The District Judge indicated that Maurice Puckett, who had had possession of the ledger since the first trial when it was seen in complete form, could be called to testify about the missing pages and their contents
Wallace v. United States, 281 F.2d 656, 659-60 (4th Cir. 1960)
Int.Rev.Code of 1939 § 22(a)
Chief Justice Warren and Justices Brennan and Stewart voted to overrule Wilcox but thought that the element of willfulness, necessary for conviction under Int. Rev.Code of 1939 § 145(b), could not be proven so long as the tax "statute contained the gloss placed upon it by Wilcox at the time the alleged crime was committed." These three decided that James' conviction should be set aside and that the indictment against him should be dismissed
Justices Black, Douglas and Whittaker concurred in the judgment reversing James' conviction and dismissing the indictment against him, but they did so because, in their views, Wilcox was correctly decided; they dissented from the decision to overrule Wilcox.

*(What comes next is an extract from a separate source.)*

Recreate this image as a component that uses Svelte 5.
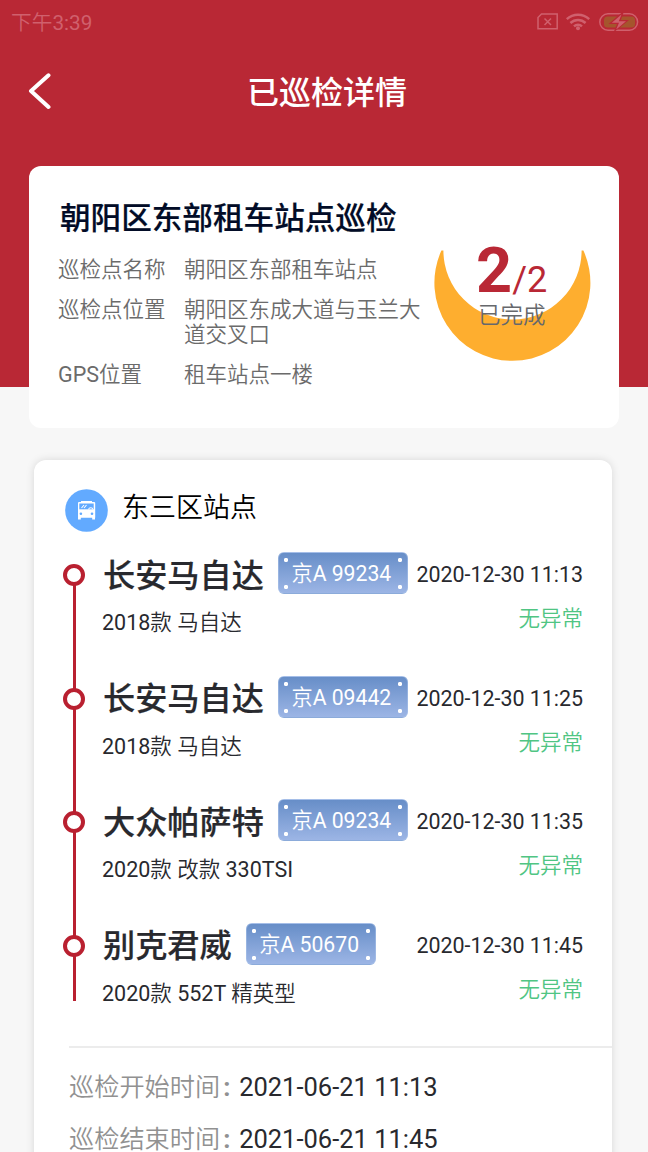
<script>
	const info = [
		{ label: '巡检点名称', value: '朝阳区东部租车站点' },
		{ label: '巡检点位置', value: '朝阳区东成大道与玉兰大道交叉口' },
		{ label: 'GPS位置', value: '租车站点一楼' }
	];

	const cars = [
		{ name: '长安马自达', plate: '京A 99234', model: '2018款 马自达', time: '2020-12-30 11:13' },
		{ name: '长安马自达', plate: '京A 09442', model: '2018款 马自达', time: '2020-12-30 11:25' },
		{ name: '大众帕萨特', plate: '京A 09234', model: '2020款 改款 330TSI', time: '2020-12-30 11:35' },
		{ name: '别克君威', plate: '京A 50670', model: '2020款 552T 精英型', time: '2020-12-30 11:45' }
	];

	const times = [
		{ label: '巡检开始时间', value: '2021-06-21 11:13' },
		{ label: '巡检结束时间', value: '2021-06-21 11:45' }
	];
</script>

<div class="page">
	<div class="hero">
		<div class="status-bar">
			<span>下午3:39</span>
			<svg width="104" height="22" viewBox="0 0 104 22" fill="none">
				<g stroke="#d0606d" stroke-width="1.5">
					<path d="M5.500 3H21.200V17.800H2V6.500Z" />
					<path d="M8.500 7.500l6.500 6.500M15 7.500l-6.500 6.500" />
				</g>
				<g stroke="#d0606d" stroke-width="2.500">
					<path d="M30.800 8.200A16.500 16.500 0 0 1 53.200 8.200" />
					<path d="M34.400 12A11 11 0 0 1 49.600 12" />
					<path d="M38 15.400A6 6 0 0 1 46 15.400" />
				</g>
				<circle cx="42" cy="17.300" r="2" fill="#d0606d" />
				<rect x="63.800" y="2.800" width="37.800" height="16.400" rx="8.200" stroke="#d0606d" stroke-width="1.500" />
				<rect x="68" y="5.500" width="31" height="11" rx="3.500" fill="#a5552d" />
				<path d="M87 .5L72.500 13H81L77.500 21.500L93 9H84.800L88 .5Z" fill="#b92835" />
				<path d="M85.500 3.500L75.800 11.800H83L80.200 18.500L90 10.200H82.800Z" fill="#d0606d" />
			</svg>
		</div>
		<div class="nav">
			<svg class="back" width="24" height="40" viewBox="0 0 24 40" fill="none">
				<path d="M21.500 4.300L4 20L21.500 36" stroke="#fff" stroke-width="4" stroke-linecap="round" stroke-linejoin="round" />
			</svg>
			<h1>已巡检详情</h1>
		</div>
	</div>

	<div class="card summary">
		<div class="detail">
			<h2>朝阳区东部租车站点巡检</h2>
			{#each info as item}
				<div class="info-row">
					<span class="label">{item.label}</span>
					<span class="value">{item.value}</span>
				</div>
			{/each}
		</div>
		<div class="progress">
			<svg width="158" height="112" viewBox="0 0 158 112">
				<path d="M7.400 .500A78 78 0 1 0 149.400 .500L147.600 .500A69.100 69.100 0 0 1 9.400 .500Z" fill="#feae2f" />
			</svg>
			<div class="count"><b>2</b>/2</div>
			<div class="done">已完成</div>
		</div>
	</div>

	<div class="card station">
		<div class="station-head">
			<svg width="43" height="43" viewBox="0 0 43 43">
				<circle cx="21.500" cy="21.500" r="21.300" fill="#62aaff" />
				<path d="M16 12h11v1H29.500l.700.700V28.800H30v1.700h-2.800v-1.700H15.800v1.700H13v-1.700V13.700l.700-.700H16Z" fill="#fff" />
				<path d="M14.300 14.500H28.700V20.300H14.300Z" fill="#62aaff" />
				<path d="M16.500 19l2.500-3M19 19l2.500-3M23.500 20.500a2.300 2.300 0 0 1 4.500 0" stroke="#fff" stroke-width="1.100" fill="none" />
				<circle cx="15.900" cy="24.700" r="1.300" fill="#62aaff" />
				<circle cx="27" cy="24.700" r="1.300" fill="#62aaff" />
			</svg>
			<span>东三区站点</span>
		</div>

		<div class="timeline">
			{#each cars as car}
				<div class="stop">
					<div class="rail"><i></i></div>
					<div class="stop-body">
						<div class="line">
							<b class="name">{car.name}</b>
							<span class="plate">{car.plate}</span>
							<span class="time">{car.time}</span>
						</div>
						<div class="line second">
							<span class="model">{car.model}</span>
							<span class="state">无异常</span>
						</div>
					</div>
				</div>
			{/each}
		</div>

		<div class="times">
			{#each times as t}
				<div class="time-row"><span>{t.label}</span><em>:</em>{t.value}</div>
			{/each}
		</div>
	</div>
</div>

<style>
	:global(body) {
		overflow: hidden;
	}
	.page {
		height: 1152px;
		overflow: hidden;
		background: #f7f7f7;
		font-family: Roboto, 'Noto Sans CJK SC DemiLight', 'Noto Sans CJK SC', sans-serif;
		font-size: 21.5px;
		color: #28292e;
	}
	h1, h2 {
		margin: 0;
		font-family: Roboto, 'Noto Sans CJK SC', sans-serif;
		font-weight: 500;
		white-space: nowrap;
	}
	svg {
		display: block;
		flex: none;
	}
	.hero {
		height: 387px;
		background: #b92835;
	}
	.status-bar {
		display: flex;
		justify-content: space-between;
		align-items: center;
		height: 44px;
		padding: 0 8px 0 11px;
		line-height: 40px;
		color: #d0606d;
	}
	.status-bar span {
		margin-top: 1px;
		font-size: 20.700px;
	}
	.nav {
		display: flex;
		align-items: center;
		height: 94px;
		padding-left: 27px;
	}
	.nav h1 {
		margin: -2px 0 0 196px;
		font-size: 32px;
		color: #fff;
	}
	.card {
		background: #fff;
		border-radius: 12px;
		box-sizing: border-box;
	}
	.summary {
		display: flex;
		width: 590px;
		height: 262px;
		margin: -221px 0 0 29px;
		padding: 33px 0 0 29px;
	}
	.detail {
		width: 376px;
		color: #6b6b6b;
	}
	.summary h2 {
		margin: 0 0 18px 2px;
		font-size: 30.600px;
		line-height: 40px;
		-webkit-text-stroke: 0.200px;
		color: #020c27;
	}
	.info-row {
		display: flex;
		margin-bottom: 15px;
		line-height: 25px;
	}
	.label {
		width: 126px;
		flex: none;
	}
	.value {
		width: 240px;
	}
	.progress {
		position: relative;
		width: 158px;
		margin-top: 51px;
	}
	.count {
		position: absolute;
		top: -11px;
		left: 42px;
		line-height: 64px;
		font-size: 36px;
		white-space: nowrap;
		color: #b92835;
	}
	.count b {
		font-size: 63px;
	}
	.done {
		position: absolute;
		top: 49px;
		left: 44px;
		line-height: 32px;
		font-size: 22.500px;
		color: #66686c;
	}
	.station {
		width: 578px;
		height: 760px;
		margin: 32px 0 0 34px;
		box-shadow: 0 0 9px rgba(0, 0, 0, 0.13);
	}
	.station-head {
		display: flex;
		padding: 29px 0 0 31px;
		font-size: 27px;
		line-height: 38px;
		color: #000;
	}
	.station-head span {
		margin-left: 14px;
	}
	.timeline {
		padding: 20px 29px 0 28px;
	}
	.stop {
		display: flex;
		height: 123.600px;
	}
	.rail {
		display: flex;
		flex-direction: column;
		align-items: center;
		width: 23px;
		padding-top: 12px;
		background: linear-gradient(#b92030, #b92030) 11px 0 / 3px 100% no-repeat;
	}
	.stop:first-child .rail {
		background-position: 11px 20px;
	}
	.stop:last-child .rail {
		background-size: 3px 78px;
	}
	.rail i {
		width: 14px;
		height: 14px;
		border: 4px solid #b92030;
		border-radius: 50%;
		background: #fff;
	}
	.stop-body {
		flex: 1;
		margin-left: 18px;
	}
	.line {
		display: flex;
		align-items: center;
		height: 42px;
	}
	.name {
		padding-top: 5px;
		font-family: Roboto, 'Noto Sans CJK SC', sans-serif;
		font-size: 32.200px;
		font-weight: 500;
		line-height: 42px;
		-webkit-text-stroke: 0.200px;
	}
	.plate {
		width: 130px;
		height: 42px;
		margin-left: 14.500px;
		box-sizing: border-box;
		padding-left: 12px;
		border: 1px solid rgba(175, 200, 235, 0.5);
		border-radius: 6px;
		font-size: 21.200px;
		line-height: 42px;
		white-space: nowrap;
		color: #fff;
		background:
			radial-gradient(circle at 7px 7px, #fff 1.800px, transparent 2.500px),
			radial-gradient(circle at 121px 7px, #fff 1.800px, transparent 2.500px),
			radial-gradient(circle at 7px 34px, #fff 1.800px, transparent 2.500px),
			radial-gradient(circle at 121px 34px, #fff 1.800px, transparent 2.500px),
			linear-gradient(#678ec8, #9cb5e5);
	}
	.time {
		padding-top: 3px;
		margin-left: auto;
		font-size: 21.400px;
		white-space: nowrap;
	}
	.second {
		justify-content: space-between;
		align-items: flex-start;
		line-height: 30px;
	}
	.model {
		padding-top: 14px;
		margin-left: -1px;
	}
	.state {
		padding-top: 10px;
		color: #50c583;
	}
	.times {
		margin-left: 35px;
		padding-top: 13px;
		border-top: 2px solid #ececec;
		font-size: 25.500px;
	}
	.time-row {
		height: 52px;
		line-height: 52px;
	}
	.time-row span {
		font-size: 25.200px;
		color: #919191;
	}
	.time-row em {
		display: inline-block;
		width: 19px;
		text-indent: 3px;
		font-style: normal;
		font-weight: 700;
		color: #919191;
	}
</style>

Justice Clark voted to overrule Wilcox but would have sustained James' conviction on the ground that the record showed conclusively that James placed no bona fide reliance on Wilcox in failing to report the embezzled funds as income.
Justices Harlan and Frankfurter likewise voted to overrule Wilcox but would have ordered a new trial to afford James the opportunity to present proof as to what, if any, reliance he had placed on Wilcox in failing to report the embezzled funds as income.